(Pages as source code)
►

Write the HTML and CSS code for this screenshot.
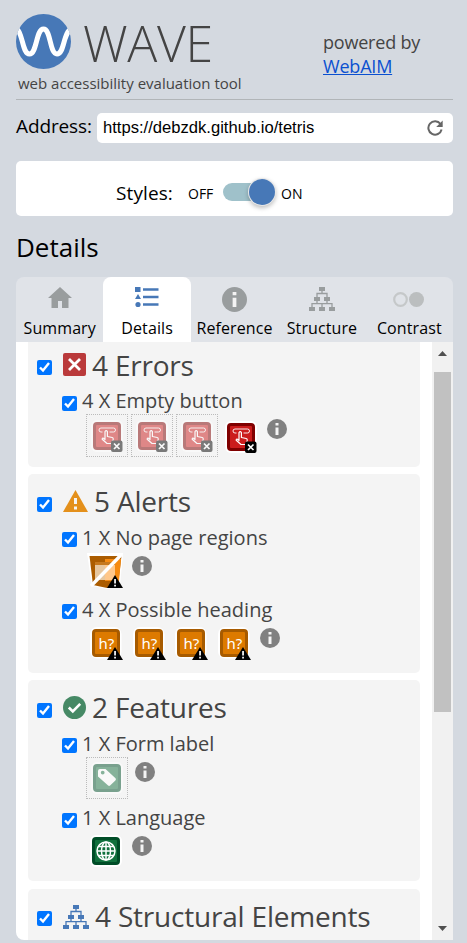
FILE: index.html
```html
<!DOCTYPE html>
<html lang="en">
<head>
<meta charset="utf-8">
<title>WAVE Details</title>
<link rel="stylesheet" href="styles.css">
</head>
<body>
<svg class="sprite" width="0" height="0">
  <symbol id="info" viewBox="0 0 20 20"><circle cx="10" cy="10" r="10" fill="currentColor"/><path class="info-mark" d="M8.500 4h3v2.600h-3zM8.500 8.500h3V16h-3z"/></symbol>
  <symbol id="tree" viewBox="0 0 26 24"><path d="M10 0h6v4h-6zM5 10h6v4H5zM15 10h6v4h-6zM0 20h6v4H0zM10 20h6v4h-6zM20 20h6v4h-6z" fill="currentColor"/><path d="M13 4v3M8 10V6.500h10V10M8 14v3M18 14v3M3 20v-3.300h20V20M13 17v3" fill="none" stroke="currentColor" stroke-width="1.300"/></symbol>
  <symbol id="button-error" viewBox="0 0 34 34"><rect x="1" y="1" width="32" height="32" rx="6" fill="#fff"/><rect x="4.500" y="4.500" width="25" height="25" rx="2.500" fill="#cb1c1c" stroke="#800000" stroke-width="3"/><path d="M12.500 13h-1.500a2 2 0 0 1 0-4h12.500a2 2 0 0 1 0 4h-4" fill="none" stroke="#fff" stroke-width=".9"/><path d="M15 20.500V12.500q1.200-1.800 2.400 0v5l4.800 1q1.200.3 1 1.700l-.9 4.300h-5.300l-4.800-4.300q0-1.500 1.400-1z" fill="none" stroke="#fff" stroke-width="1.200" stroke-linejoin="round"/><rect x="21" y="21.500" width="11.500" height="11.500" rx="2" fill="#000"/><path d="M24 24.500l5.500 5.500M29.500 24.500L24 30" stroke="#fff" stroke-width="1.700"/></symbol>
  <symbol id="warn-badge" viewBox="0 0 16 13"><path d="M8 0l8 13H0z" fill="#000"/><path d="M7.200 4h1.700v4.500H7.200zM7.200 9.700h1.700v1.700H7.200z" fill="#fff"/></symbol>
  <symbol id="heading-tile" viewBox="0 0 34 34"><rect x="1" y="1" width="31.500" height="31.500" rx="7" fill="#fff"/><rect x="4.500" y="4.500" width="25" height="25" rx="2.500" fill="#dd7a00" stroke="#a75b00" stroke-width="3"/></symbol>
  <symbol id="regions-alert" viewBox="0 0 37 36"><path d="M0 0h36l-3 32-13 4-15-3z" fill="#fff"/><path d="M2.500 3h32l-3.500 29-11 3-14-3z" fill="#ab5c00"/><path d="M18 6h16l-2 22H18z" fill="#f68a10"/><path d="M8 9h20v18H8z" fill="#e6c7a0"/><path d="M18 11h10v16H18z" fill="#ffc78a"/><path d="M8 9h20v3H8z" fill="#c5781e"/><path d="M4 33L34 2" stroke="#fff" stroke-width="3.400"/><use href="#warn-badge" x="20" y="22" width="16" height="13"/></symbol>
  <symbol id="label-feature" viewBox="0 0 34 34"><rect x="1" y="1" width="32" height="32" rx="6" fill="#fff"/><rect x="4.500" y="4.500" width="25" height="25" rx="2.500" fill="#1a7343" stroke="#00512b" stroke-width="3"/><path fill-rule="evenodd" d="M8 10q0-2 2-2h5.500l10 9.300q1 1-.1 2.100l-5.300 5.200q-1 .9-2 0L8 15.500zm4.700-.3a1.900 1.900 0 1 0 0 3.800 1.900 1.900 0 0 0 0-3.800z" fill="#fff"/></symbol>
  <symbol id="lang-feature" viewBox="0 0 34 34"><rect x="1" y="1" width="32" height="32" rx="6" fill="#fff"/><rect x="4.500" y="4.500" width="25" height="25" rx="2.500" fill="#11713d" stroke="#004d27" stroke-width="3"/><g fill="none" stroke="#fff" stroke-width="1.500"><circle cx="17" cy="17" r="9"/><ellipse cx="17" cy="17" rx="4.500" ry="9"/><path d="M17 8v18M8 17h18M9.300 12.500h15.400M9.300 21.500h15.400"/></g></symbol>
</svg>

<header class="header">
  <div class="brand">
    <div class="brand-row">
      <svg class="logo" viewBox="0 0 55 55"><defs><clipPath id="disc"><circle cx="27.500" cy="27.500" r="27.500"/></clipPath></defs><circle cx="27.500" cy="27.500" r="27.500" fill="#4778b7"/><path clip-path="url(#disc)" d="M0 14C7 18 6 40 13.500 40S20 15 27.500 15 33.500 40 41 40 47 18 56 14" fill="none" stroke="#fff" stroke-width="5"/></svg>
      <span class="wordmark">WAVE</span>
    </div>
    <div class="tagline">web accessibility evaluation tool</div>
  </div>
  <div class="powered">powered by<br><a href="#">WebAIM</a></div>
</header>

<div class="address">
  <span class="address-label">Address:</span>
  <div class="address-field"><span class="address-url">https://debzdk.github.io/tetris</span>
    <svg class="refresh" viewBox="0 0 16 16"><path d="M13.500 4A6.700 6.700 0 1 0 14.600 9.500" fill="none" stroke="#666" stroke-width="2"/><path d="M15.700.5V7H9.200z" fill="#666"/></svg>
  </div>
</div>

<div class="styles-box">
  <span class="styles-label">Styles:</span><span class="state off">OFF</span>
  <span class="toggle"><span class="knob"></span></span><span class="state on">ON</span>
</div>

<h2 class="title">Details</h2>

<nav class="tabs">
  <div class="tab"><svg viewBox="0 0 24 21" width="24" height="21"><path d="M12 0l12 11h-3.500v10H14v-7h-4v7H3.500V11H0z" fill="currentColor"/></svg><span>Summary</span></div>
  <div class="tab active"><svg viewBox="0 0 24 21" width="24" height="21"><path d="M0 0h5.500v5H0zM3 7l3 5H0z" fill="currentColor"/><circle cx="3" cy="17.500" r="2.600" fill="currentColor"/><path d="M8 2.500h15.500M8 10h15.500M8 17.500h15.500" stroke="currentColor" stroke-width="2.600"/></svg><span>Details</span></div>
  <div class="tab"><svg width="25" height="25"><use href="#info"/></svg><span>Reference</span></div>
  <div class="tab"><svg width="26" height="24"><use href="#tree"/></svg><span>Structure</span></div>
  <div class="tab"><svg viewBox="0 0 32 25" width="32" height="25"><circle cx="7.500" cy="12.500" r="6.300" fill="none" stroke="#c5c8c9" stroke-width="2.200"/><circle cx="23.500" cy="12.500" r="7.500" fill="#bbbebf"/></svg><span>Contrast</span></div>
</nav>

<main class="panel">
  <div class="list">
    <section class="group errors">
      <div class="group-head"><input type="checkbox" checked><svg viewBox="0 0 23 23" width="23" height="23"><rect width="23" height="23" rx="2" fill="#ba3a3b"/><path d="M6 6l11 11M17 6L6 17" stroke="#fff" stroke-width="2.800"/></svg><h3>4 Errors</h3></div>
      <div class="item">
        <div class="item-head"><input type="checkbox" checked><span>4 X Empty button</span></div>
        <div class="icons">
          <span class="cell"><svg><use href="#button-error"/></svg></span><span class="cell"><svg><use href="#button-error"/></svg></span><span class="cell"><svg><use href="#button-error"/></svg></span>
          <svg class="icon"><use href="#button-error"/></svg>
          <svg class="info"><use href="#info"/></svg>
        </div>
      </div>
    </section>

    <section class="group alerts">
      <div class="group-head"><input type="checkbox" checked><svg viewBox="0 0 25 22" width="25" height="22"><path d="M12.500 0L25 22H0z" fill="#e4901b"/><path d="M11 8h3v6h-3zM11 16.500h3v3h-3z" fill="#f4f4f4"/></svg><h3>5 Alerts</h3></div>
      <div class="item">
        <div class="item-head"><input type="checkbox" checked><span>1 X No page regions</span></div>
        <div class="icons"><svg class="icon regions"><use href="#regions-alert"/></svg><svg class="info"><use href="#info"/></svg></div>
      </div>
      <div class="item">
        <div class="item-head"><input type="checkbox" checked><span>4 X Possible heading</span></div>
        <div class="icons">
          <svg class="icon"><use href="#heading-tile"/><text x="9.500" y="22.500" class="glyph">h?</text><use href="#warn-badge" x="18" y="21" width="16" height="13"/></svg>
          <svg class="icon"><use href="#heading-tile"/><text x="9.500" y="22.500" class="glyph">h?</text><use href="#warn-badge" x="18" y="21" width="16" height="13"/></svg>
          <svg class="icon"><use href="#heading-tile"/><text x="9.500" y="22.500" class="glyph">h?</text><use href="#warn-badge" x="18" y="21" width="16" height="13"/></svg>
          <svg class="icon"><use href="#heading-tile"/><text x="9.500" y="22.500" class="glyph">h?</text><use href="#warn-badge" x="18" y="21" width="16" height="13"/></svg>
          <svg class="info"><use href="#info"/></svg>
        </div>
      </div>
    </section>

    <section class="group features">
      <div class="group-head"><input type="checkbox" checked><svg viewBox="0 0 23 23" width="23" height="23"><circle cx="11.500" cy="11.500" r="11.500" fill="#468965"/><path d="M5.800 11.500l4 4 7.400-7.700" fill="none" stroke="#fff" stroke-width="2.600"/></svg><h3>2 Features</h3></div>
      <div class="item">
        <div class="item-head"><input type="checkbox" checked><span>1 X Form label</span></div>
        <div class="icons"><span class="cell"><svg><use href="#label-feature"/></svg></span><svg class="info after-cell"><use href="#info"/></svg></div>
      </div>
      <div class="item language">
        <div class="item-head"><input type="checkbox" checked><span>1 X Language</span></div>
        <div class="icons"><svg class="icon"><use href="#lang-feature"/></svg><svg class="info"><use href="#info"/></svg></div>
      </div>
    </section>

    <section class="group structural">
      <div class="group-head"><input type="checkbox" checked><svg width="26" height="24"><use href="#tree"/></svg><h3>4 Structural Elements</h3></div>
    </section>
  </div>
  <div class="scrollbar">
    <svg viewBox="0 0 9 5" width="9" height="5"><path d="M4.500 0L9 5H0z" fill="#505050"/></svg>
    <div class="thumb"></div>
    <svg class="down" viewBox="0 0 9 5" width="9" height="5"><path d="M0 0h9L4.500 5z" fill="#505050"/></svg>
  </div>
</main>
</body>
</html>
```

FILE: styles.css
```css
* { box-sizing: border-box; }

body {
  margin: 0;
  padding: 0 14px 0 16px;
  height: 943px;
  overflow: hidden;
  background: #d4d9e0;
  color: #000;
  font-family: "Open Sans", sans-serif;
  font-weight: 400;
}

svg { display: block; flex: none; }
.sprite { position: absolute; }

.header {
  display: flex;
  height: 100px;
  padding-top: 14px;
  border-bottom: 1px solid #b1b5b8;
  color: #444;
}
.brand { width: 307px; }
.brand-row { display: flex; height: 55px; }
.logo { width: 55px; height: 55px; }
.wordmark {
  height: 50px;
  margin: 4px 0 0 12px;
  font-size: 50px;
  font-weight: 300;
  line-height: 50px;
  letter-spacing: -.3px;
}
.tagline { padding-left: 2px; font-size: 15px; line-height: 29px; white-space: nowrap; }
.powered { padding-top: 16px; font-size: 18px; line-height: 24px; letter-spacing: -.2px; white-space: nowrap; }
.powered a { color: #0b50d0; }

.address { display: flex; margin-top: 13px; height: 30px; }
.address-label { width: 81px; font-size: 19px; line-height: 27px; letter-spacing: -.12px; white-space: nowrap; }
.address-field {
  display: flex;
  flex: 1;
  justify-content: space-between;
  padding: 0 10px 0 6px;
  border-radius: 5px;
  background: #fff;
}
.address-url { font: 16.6px/29px "Liberation Sans", sans-serif; }
.refresh { width: 16px; height: 16px; margin-top: 7px; }

.styles-box {
  display: flex;
  height: 55px;
  margin-top: 18px;
  padding-left: 100px;
  border-radius: 5px;
  background: #fff;
}
.styles-label { width: 72px; font-size: 19px; line-height: 65px; letter-spacing: .1px; }
.state { font-size: 14px; line-height: 66px; }
.off { width: 35px; }
.toggle {
  display: flex;
  justify-content: flex-end;
  align-items: center;
  width: 52px;
  height: 18px;
  margin: 22px 6px 0 0;
  border-radius: 9px;
  background: #9fc1ca;
}
.knob {
  flex: none;
  width: 26px;
  height: 26px;
  border-radius: 50%;
  background: #4778b7;
  box-shadow: 0 0 0 1px #e8e8e8, 0 2px 4px 1px rgba(0, 0, 0, .25);
}

.title { margin: 12px 0 0; font-size: 26px; font-weight: 400; line-height: 38px; height: 49px; }

.tabs {
  display: flex;
  height: 65px;
  border-radius: 8px 8px 0 0;
  background: #e0e3e8;
}
.tab {
  display: flex;
  flex: 1 1 0;
  flex-direction: column;
  align-items: center;
  justify-content: space-between;
  min-width: 0;
  padding-top: 10px;
  color: #999d9e;
}
.tab span { height: 27px; font-size: 16px; line-height: 26px; letter-spacing: .1px; color: #000; }
.active { border-radius: 8px 8px 0 0; background: #fff; color: #4778b7; }

.info-mark { fill: #f4f4f4; }

.panel {
  display: flex;
  height: 598px;
  overflow: hidden;
  border-radius: 0 0 0 8px;
  background: #fff;
}
.list { width: 392px; height: 598px; margin: 0 auto 0 12px; overflow: hidden; }
.group { border-radius: 5px; background: #f4f4f4; color: #444; }
.errors { height: 130px; margin-top: -5px; }
.alerts { height: 199px; margin-top: 7px; }
.features { height: 201px; margin-top: 7px; }
.structural { height: 90px; margin-top: 8px; }
.structural svg { color: #4778b7; margin-top: 14px; }

input[type="checkbox"] { flex: none; width: 15px; height: 15px; margin: 0; }
.group-head { display: flex; height: 46px; padding-left: 9px; }
.group-head input { margin: 23px 11px 0 0; }
.group-head svg { margin-top: 16px; }
.group-head h3 {
  margin: 4px 0 0 6px;
  font-size: 28px;
  font-weight: 400;
  line-height: 46px;
  letter-spacing: -.2px;
  white-space: nowrap;
}
.errors h3 { margin-top: 5px; }
.structural input { margin-top: 22px; }

.item { height: 72px; }
.features .item { height: 75px; }
.item-head { display: flex; height: 30px; padding-left: 34px; font-size: 20px; line-height: 30px; white-space: nowrap; }
.item-head input { margin: 12px 5px 0 0; }
.item-head span { margin-top: 3px; }
.language .item-head span { margin-top: 2px; }
.language .icons { margin-top: -1px; }

.icons { display: flex; align-items: flex-start; padding-left: 58px; }
.cell {
  width: 42px;
  height: 42px;
  margin: 1px 3px 0 0;
  padding: 3px;
  border: 1px dotted #bbb;
}
.errors .cell { height: 43px; padding-top: 4px; }
.cell svg { width: 34px; height: 34px; opacity: .5; }
.icon { width: 34px; height: 34px; margin: 4px 5.600px 0 3px; }
.errors .item-head input { margin-top: 13px; }
.errors .icon { margin-top: 7px; }
.regions { width: 37px; height: 36px; margin: 3px 4.600px 0 1px; }
.info { width: 20px; height: 20px; margin: 6px 0 0 3.400px; color: #808080; }
.after-cell { margin-left: 4px; }

.glyph { font: 400 15px "Noto Sans", sans-serif; fill: #fff; }

.scrollbar {
  display: flex;
  flex-direction: column;
  align-items: center;
  width: 21px;
  padding: 9px 0 10px;
  background: #f1f1f1;
}
.thumb { width: 17px; height: 340px; margin-top: 16px; background: #c1c1c1; }
.down { margin-top: auto; margin-bottom: -1px; }
```
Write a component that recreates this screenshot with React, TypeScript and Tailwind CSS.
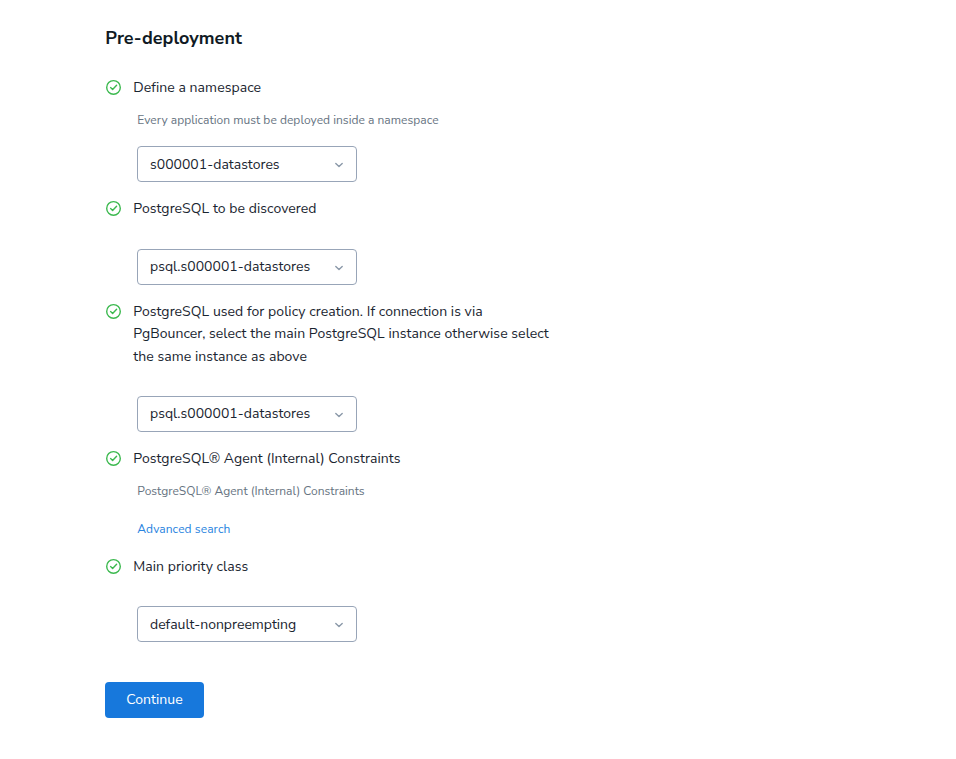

◄

Each line that has the word "this" should be copied.

Write the HTML and CSS code for this screenshot.
Write a component that recreates this screenshot with React, TypeScript and Tailwind CSS.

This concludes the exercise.